- _REQUIREMENTS_
Provide only the number of lines in the listing that contain the string "components".

Entries with page source code
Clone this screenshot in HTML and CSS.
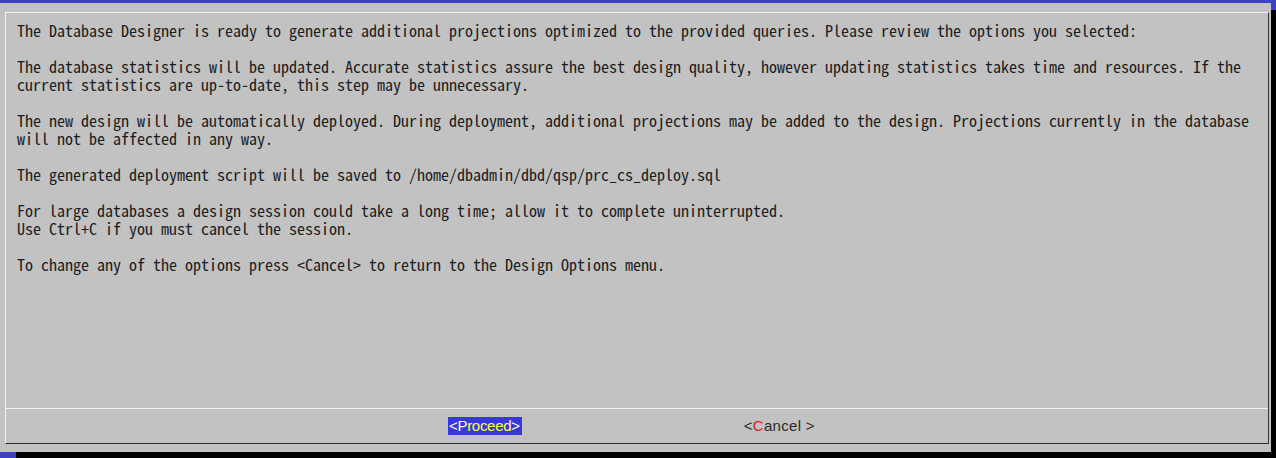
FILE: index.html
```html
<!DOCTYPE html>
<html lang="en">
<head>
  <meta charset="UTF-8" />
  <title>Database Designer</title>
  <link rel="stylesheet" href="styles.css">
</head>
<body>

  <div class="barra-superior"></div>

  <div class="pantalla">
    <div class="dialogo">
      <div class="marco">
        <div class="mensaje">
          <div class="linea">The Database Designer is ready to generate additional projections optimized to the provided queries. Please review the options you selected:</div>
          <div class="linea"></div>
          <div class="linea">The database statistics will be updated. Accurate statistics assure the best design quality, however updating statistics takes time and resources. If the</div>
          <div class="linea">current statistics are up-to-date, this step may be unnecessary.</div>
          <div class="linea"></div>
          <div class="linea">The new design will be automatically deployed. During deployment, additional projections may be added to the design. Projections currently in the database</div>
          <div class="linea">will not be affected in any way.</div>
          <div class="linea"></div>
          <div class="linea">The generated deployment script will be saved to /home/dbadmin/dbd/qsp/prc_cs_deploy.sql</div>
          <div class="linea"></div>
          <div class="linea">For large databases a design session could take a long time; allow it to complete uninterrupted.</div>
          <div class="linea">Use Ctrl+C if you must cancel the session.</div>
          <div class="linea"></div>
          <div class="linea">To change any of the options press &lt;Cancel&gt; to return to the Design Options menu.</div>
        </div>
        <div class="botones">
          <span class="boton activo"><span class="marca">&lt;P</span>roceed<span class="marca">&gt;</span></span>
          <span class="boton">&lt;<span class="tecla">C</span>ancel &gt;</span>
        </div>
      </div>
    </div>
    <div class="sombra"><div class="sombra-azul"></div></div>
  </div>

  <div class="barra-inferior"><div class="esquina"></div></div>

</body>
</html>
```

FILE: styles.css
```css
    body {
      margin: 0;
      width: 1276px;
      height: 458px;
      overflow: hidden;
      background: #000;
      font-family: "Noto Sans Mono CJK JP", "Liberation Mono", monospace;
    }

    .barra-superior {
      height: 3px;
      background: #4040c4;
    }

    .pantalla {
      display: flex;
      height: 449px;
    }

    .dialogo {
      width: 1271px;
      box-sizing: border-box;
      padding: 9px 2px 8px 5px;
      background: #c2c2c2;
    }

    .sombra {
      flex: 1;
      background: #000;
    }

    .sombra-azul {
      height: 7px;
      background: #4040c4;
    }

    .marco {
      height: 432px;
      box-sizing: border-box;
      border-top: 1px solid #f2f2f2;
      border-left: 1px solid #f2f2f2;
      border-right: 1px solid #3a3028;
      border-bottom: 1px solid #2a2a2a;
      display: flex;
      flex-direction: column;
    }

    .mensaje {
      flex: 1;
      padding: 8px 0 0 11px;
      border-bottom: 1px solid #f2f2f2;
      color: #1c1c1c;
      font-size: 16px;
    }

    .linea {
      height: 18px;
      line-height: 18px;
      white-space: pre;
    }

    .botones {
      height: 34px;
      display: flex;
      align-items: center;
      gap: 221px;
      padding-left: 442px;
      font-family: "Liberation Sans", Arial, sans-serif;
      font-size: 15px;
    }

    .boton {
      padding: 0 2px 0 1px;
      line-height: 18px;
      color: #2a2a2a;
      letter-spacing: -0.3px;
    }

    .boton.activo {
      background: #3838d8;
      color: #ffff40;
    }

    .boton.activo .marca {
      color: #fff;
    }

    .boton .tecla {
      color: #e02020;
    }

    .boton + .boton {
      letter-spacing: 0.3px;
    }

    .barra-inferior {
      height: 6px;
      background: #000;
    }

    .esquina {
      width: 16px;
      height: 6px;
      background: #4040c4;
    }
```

...

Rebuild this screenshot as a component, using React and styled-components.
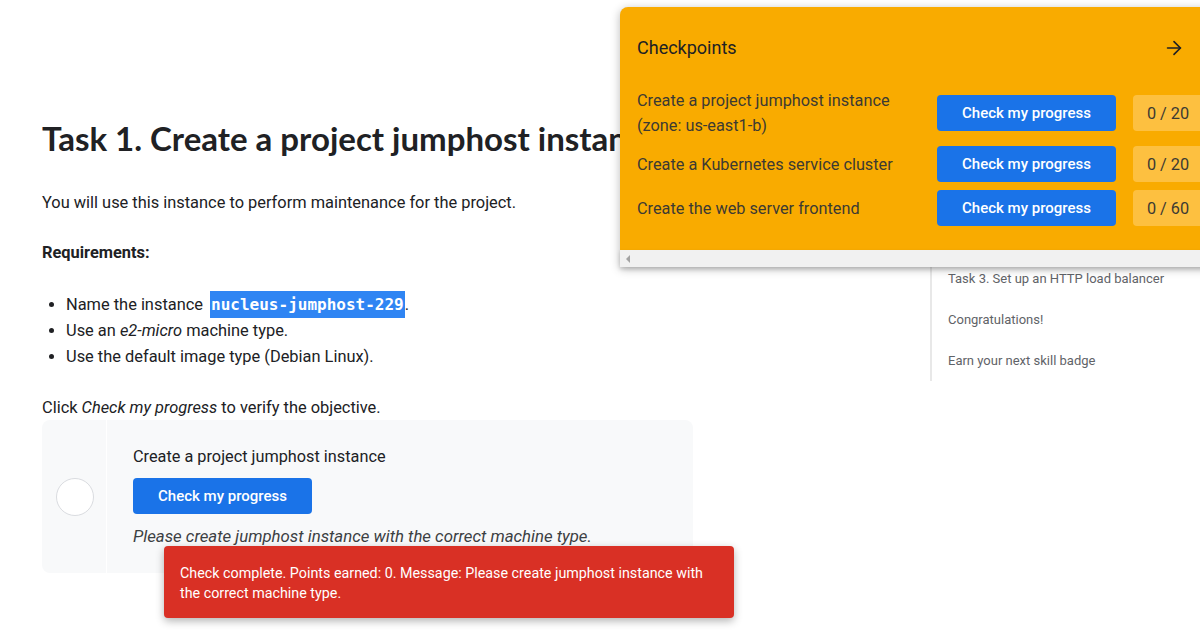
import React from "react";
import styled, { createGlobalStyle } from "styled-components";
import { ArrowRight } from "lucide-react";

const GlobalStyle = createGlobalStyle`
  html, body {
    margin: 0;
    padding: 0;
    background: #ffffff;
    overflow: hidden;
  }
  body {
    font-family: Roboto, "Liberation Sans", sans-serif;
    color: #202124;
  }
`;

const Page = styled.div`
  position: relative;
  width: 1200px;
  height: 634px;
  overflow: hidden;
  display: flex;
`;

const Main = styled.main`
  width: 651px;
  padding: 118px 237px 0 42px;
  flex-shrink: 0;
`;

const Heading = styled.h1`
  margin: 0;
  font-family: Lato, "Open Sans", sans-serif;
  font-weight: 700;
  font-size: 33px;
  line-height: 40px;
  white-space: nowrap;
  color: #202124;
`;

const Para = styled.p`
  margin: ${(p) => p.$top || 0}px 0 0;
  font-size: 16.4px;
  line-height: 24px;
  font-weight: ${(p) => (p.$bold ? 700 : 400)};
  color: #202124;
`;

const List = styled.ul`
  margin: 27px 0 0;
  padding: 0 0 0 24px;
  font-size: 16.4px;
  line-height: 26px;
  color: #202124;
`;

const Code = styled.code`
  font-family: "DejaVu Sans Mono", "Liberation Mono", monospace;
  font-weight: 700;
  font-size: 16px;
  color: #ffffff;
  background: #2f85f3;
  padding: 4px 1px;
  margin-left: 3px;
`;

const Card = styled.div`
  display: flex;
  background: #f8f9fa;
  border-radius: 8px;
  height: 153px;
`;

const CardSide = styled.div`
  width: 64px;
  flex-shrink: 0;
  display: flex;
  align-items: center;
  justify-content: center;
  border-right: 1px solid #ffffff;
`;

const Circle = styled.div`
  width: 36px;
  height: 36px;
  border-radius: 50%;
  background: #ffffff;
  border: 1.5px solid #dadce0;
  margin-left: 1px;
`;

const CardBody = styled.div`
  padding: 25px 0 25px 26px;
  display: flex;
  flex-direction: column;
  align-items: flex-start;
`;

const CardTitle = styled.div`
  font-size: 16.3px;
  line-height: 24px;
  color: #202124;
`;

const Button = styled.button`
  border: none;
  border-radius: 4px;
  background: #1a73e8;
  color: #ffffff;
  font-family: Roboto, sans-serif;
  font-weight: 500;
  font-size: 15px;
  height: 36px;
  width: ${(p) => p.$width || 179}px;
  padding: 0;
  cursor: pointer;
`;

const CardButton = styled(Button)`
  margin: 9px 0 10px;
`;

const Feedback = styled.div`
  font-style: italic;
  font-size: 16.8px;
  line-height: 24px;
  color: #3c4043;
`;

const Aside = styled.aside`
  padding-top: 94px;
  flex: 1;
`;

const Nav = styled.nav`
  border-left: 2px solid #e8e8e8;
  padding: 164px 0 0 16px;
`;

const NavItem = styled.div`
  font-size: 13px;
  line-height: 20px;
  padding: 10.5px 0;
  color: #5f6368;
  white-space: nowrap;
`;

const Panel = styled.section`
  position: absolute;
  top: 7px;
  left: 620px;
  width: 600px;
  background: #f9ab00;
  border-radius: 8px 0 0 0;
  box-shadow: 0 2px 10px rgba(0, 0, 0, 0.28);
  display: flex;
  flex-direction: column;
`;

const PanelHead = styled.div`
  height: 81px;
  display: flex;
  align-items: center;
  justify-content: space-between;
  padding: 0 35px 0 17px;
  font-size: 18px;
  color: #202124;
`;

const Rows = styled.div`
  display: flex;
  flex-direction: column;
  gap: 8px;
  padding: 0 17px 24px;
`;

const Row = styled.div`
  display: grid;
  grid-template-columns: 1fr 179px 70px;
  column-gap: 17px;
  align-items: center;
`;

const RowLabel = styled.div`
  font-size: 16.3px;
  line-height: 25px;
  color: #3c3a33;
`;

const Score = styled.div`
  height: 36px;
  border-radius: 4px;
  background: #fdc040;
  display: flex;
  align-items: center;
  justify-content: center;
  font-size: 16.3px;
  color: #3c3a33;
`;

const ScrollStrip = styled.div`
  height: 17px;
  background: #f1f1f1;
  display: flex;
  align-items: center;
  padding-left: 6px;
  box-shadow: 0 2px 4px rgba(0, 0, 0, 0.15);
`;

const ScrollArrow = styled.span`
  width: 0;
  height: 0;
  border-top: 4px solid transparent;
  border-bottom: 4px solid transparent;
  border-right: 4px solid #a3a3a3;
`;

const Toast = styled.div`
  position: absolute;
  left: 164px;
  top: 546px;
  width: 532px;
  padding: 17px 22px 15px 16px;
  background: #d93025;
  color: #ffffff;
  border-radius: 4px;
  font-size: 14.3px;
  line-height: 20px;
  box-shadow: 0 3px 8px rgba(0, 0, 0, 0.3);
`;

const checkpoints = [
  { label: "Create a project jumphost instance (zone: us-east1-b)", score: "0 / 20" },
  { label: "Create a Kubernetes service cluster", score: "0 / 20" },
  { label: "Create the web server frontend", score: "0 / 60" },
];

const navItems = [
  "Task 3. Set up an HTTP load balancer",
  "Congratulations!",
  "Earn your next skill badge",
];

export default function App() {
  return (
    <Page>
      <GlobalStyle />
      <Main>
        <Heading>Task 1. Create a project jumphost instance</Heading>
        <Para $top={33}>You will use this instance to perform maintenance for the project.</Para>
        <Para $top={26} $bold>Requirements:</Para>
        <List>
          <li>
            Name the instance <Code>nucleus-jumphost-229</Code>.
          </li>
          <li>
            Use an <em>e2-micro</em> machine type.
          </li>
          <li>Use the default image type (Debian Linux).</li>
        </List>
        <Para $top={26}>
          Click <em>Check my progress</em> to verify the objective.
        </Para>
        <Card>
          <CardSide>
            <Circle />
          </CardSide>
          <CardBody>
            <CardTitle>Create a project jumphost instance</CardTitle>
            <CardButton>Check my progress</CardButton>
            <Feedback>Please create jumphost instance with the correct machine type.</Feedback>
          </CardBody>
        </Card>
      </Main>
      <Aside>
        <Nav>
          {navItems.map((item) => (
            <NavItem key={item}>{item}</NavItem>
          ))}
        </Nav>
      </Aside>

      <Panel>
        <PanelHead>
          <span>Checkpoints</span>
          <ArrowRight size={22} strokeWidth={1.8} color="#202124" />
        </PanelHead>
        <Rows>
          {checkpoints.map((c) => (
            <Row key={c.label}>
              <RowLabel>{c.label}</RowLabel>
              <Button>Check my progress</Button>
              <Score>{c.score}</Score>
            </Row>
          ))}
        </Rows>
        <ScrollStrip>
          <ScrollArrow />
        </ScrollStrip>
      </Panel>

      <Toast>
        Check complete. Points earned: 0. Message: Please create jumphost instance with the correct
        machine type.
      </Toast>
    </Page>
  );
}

==

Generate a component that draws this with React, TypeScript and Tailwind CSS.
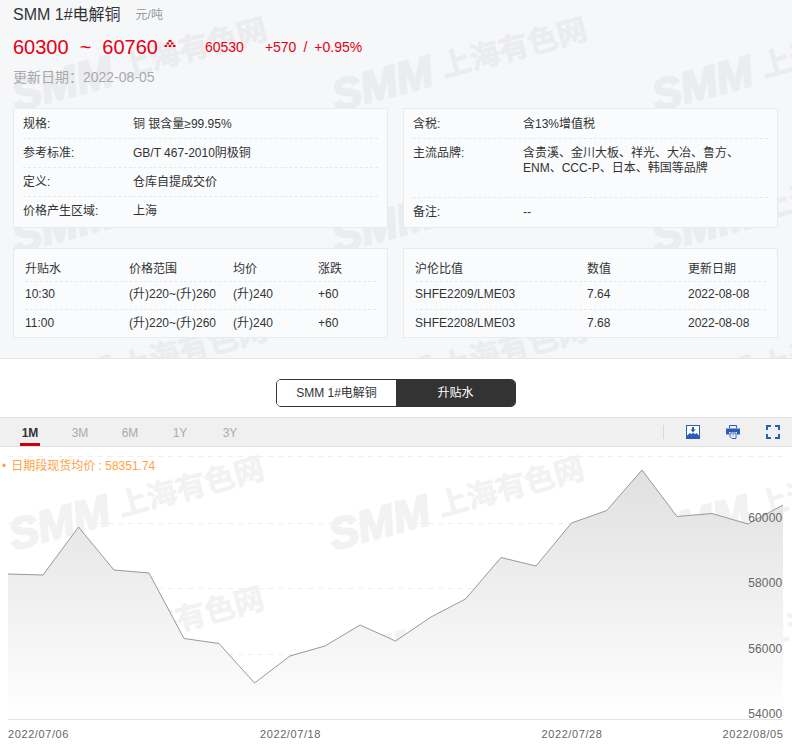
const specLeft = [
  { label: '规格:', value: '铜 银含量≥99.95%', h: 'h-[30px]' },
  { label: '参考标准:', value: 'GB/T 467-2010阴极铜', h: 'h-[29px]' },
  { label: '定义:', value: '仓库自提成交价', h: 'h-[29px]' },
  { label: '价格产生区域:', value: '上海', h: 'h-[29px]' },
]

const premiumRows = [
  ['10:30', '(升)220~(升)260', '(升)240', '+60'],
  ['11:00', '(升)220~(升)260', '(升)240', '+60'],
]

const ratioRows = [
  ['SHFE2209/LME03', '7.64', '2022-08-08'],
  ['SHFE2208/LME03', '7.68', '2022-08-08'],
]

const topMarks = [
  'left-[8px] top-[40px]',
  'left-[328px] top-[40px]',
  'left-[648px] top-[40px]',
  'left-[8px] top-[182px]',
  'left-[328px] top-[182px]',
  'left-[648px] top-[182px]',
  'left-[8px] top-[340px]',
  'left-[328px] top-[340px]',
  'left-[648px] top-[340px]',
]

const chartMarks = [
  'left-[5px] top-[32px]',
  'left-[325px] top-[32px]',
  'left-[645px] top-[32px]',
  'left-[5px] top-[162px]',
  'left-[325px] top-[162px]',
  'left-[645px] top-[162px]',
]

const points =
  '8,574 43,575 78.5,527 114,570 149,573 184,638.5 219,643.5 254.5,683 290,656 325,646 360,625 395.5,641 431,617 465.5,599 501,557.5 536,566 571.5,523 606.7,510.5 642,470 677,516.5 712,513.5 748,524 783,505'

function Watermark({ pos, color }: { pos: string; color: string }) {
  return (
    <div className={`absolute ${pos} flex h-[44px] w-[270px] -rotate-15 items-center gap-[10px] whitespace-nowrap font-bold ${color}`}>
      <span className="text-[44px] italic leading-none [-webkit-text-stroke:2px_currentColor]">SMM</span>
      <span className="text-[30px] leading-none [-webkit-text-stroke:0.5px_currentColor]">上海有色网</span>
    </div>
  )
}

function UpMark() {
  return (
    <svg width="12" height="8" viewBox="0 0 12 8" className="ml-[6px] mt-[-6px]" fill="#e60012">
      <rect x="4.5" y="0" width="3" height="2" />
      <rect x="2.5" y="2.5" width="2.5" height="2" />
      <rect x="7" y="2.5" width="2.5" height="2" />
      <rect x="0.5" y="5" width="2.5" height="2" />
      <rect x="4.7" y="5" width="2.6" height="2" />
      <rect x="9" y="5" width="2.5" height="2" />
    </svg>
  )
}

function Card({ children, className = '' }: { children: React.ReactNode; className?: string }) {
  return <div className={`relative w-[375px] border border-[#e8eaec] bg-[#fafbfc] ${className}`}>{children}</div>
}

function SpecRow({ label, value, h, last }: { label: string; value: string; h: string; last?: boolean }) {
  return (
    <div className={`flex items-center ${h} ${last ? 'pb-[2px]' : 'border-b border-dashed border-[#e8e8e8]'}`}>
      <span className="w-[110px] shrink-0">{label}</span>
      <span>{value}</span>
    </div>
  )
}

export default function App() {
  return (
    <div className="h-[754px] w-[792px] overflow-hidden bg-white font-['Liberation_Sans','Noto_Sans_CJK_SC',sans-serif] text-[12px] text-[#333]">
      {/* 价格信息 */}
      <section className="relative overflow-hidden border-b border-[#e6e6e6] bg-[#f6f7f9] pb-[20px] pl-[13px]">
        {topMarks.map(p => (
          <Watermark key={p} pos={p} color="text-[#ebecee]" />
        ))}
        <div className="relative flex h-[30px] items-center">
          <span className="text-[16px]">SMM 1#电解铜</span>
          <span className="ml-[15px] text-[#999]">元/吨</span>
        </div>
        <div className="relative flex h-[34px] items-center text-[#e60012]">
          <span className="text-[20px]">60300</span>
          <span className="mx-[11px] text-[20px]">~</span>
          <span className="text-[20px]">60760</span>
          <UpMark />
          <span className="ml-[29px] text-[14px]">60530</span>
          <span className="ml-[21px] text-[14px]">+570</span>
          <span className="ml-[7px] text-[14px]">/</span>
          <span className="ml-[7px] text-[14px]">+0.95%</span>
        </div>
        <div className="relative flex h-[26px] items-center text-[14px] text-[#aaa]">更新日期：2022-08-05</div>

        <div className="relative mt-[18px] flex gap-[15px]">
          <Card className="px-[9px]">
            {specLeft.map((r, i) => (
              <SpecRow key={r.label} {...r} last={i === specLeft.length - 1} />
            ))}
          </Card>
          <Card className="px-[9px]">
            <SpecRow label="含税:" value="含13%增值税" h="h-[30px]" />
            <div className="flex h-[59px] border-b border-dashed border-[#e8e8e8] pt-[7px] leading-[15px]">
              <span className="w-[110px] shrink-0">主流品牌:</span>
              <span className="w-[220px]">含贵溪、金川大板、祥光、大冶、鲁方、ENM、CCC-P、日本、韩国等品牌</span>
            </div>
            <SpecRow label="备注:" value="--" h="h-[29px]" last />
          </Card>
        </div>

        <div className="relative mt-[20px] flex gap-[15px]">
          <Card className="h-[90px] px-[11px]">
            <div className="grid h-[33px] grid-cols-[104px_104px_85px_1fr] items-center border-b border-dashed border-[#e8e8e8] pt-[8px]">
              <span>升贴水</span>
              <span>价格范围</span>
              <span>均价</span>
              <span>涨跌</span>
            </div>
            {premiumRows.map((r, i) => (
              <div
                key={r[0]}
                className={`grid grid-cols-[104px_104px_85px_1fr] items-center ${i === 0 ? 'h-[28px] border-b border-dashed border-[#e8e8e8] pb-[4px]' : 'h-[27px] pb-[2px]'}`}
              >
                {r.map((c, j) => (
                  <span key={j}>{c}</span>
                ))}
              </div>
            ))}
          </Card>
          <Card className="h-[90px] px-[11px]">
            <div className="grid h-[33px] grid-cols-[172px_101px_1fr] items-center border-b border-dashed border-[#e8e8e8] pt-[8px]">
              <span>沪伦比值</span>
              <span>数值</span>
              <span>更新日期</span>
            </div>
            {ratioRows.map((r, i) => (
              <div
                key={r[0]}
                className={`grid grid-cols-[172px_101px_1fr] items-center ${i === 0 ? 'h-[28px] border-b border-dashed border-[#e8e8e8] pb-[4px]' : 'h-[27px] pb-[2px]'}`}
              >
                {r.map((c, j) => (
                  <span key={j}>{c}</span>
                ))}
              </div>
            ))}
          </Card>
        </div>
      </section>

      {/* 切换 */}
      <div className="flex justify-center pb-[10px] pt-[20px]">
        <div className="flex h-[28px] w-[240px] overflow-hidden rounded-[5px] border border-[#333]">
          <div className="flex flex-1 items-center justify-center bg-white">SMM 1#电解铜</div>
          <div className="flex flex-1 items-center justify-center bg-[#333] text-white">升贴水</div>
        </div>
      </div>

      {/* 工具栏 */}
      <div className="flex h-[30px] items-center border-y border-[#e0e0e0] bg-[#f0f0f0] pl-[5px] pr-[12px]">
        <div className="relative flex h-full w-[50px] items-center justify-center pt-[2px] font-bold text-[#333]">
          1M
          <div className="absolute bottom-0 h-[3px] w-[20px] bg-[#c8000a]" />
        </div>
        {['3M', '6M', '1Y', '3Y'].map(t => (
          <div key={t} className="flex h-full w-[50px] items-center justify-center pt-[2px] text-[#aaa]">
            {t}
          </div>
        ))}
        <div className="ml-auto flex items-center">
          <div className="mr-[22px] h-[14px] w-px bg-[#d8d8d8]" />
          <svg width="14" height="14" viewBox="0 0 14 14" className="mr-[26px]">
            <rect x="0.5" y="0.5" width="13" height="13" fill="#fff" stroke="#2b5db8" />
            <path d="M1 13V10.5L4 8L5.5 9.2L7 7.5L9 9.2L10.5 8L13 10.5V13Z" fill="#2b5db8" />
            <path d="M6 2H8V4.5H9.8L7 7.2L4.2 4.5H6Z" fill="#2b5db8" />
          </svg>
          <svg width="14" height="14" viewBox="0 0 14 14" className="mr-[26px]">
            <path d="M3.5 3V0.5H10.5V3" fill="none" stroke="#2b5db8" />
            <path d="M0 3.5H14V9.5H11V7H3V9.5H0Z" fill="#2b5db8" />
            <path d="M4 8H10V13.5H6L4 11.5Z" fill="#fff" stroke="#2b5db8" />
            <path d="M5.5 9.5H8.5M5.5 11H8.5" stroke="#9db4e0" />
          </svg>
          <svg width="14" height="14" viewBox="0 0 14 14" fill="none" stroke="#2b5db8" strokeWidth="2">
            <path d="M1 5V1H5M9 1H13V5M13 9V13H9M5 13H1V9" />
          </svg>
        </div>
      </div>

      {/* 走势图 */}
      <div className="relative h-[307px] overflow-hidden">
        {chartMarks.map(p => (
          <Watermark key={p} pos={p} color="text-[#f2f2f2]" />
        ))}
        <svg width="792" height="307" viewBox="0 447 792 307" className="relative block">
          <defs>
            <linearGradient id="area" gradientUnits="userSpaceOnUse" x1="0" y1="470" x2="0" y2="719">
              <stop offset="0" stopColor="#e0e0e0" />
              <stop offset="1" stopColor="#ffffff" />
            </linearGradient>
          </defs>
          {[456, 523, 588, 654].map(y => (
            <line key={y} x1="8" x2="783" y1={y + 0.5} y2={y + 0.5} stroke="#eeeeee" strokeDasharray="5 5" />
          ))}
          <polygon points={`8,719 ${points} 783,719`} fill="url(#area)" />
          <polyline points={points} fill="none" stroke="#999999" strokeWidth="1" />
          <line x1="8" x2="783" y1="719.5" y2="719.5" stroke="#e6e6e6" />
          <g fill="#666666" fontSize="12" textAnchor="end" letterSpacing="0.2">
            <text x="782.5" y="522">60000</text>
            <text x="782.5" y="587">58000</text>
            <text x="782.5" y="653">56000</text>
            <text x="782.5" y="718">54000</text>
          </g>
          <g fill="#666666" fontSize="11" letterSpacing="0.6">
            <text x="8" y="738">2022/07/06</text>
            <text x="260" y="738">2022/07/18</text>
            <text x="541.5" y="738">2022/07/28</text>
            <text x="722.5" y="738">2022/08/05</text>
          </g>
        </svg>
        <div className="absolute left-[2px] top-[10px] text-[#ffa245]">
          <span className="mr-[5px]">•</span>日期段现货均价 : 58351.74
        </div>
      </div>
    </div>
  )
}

- _SOLUTION_
2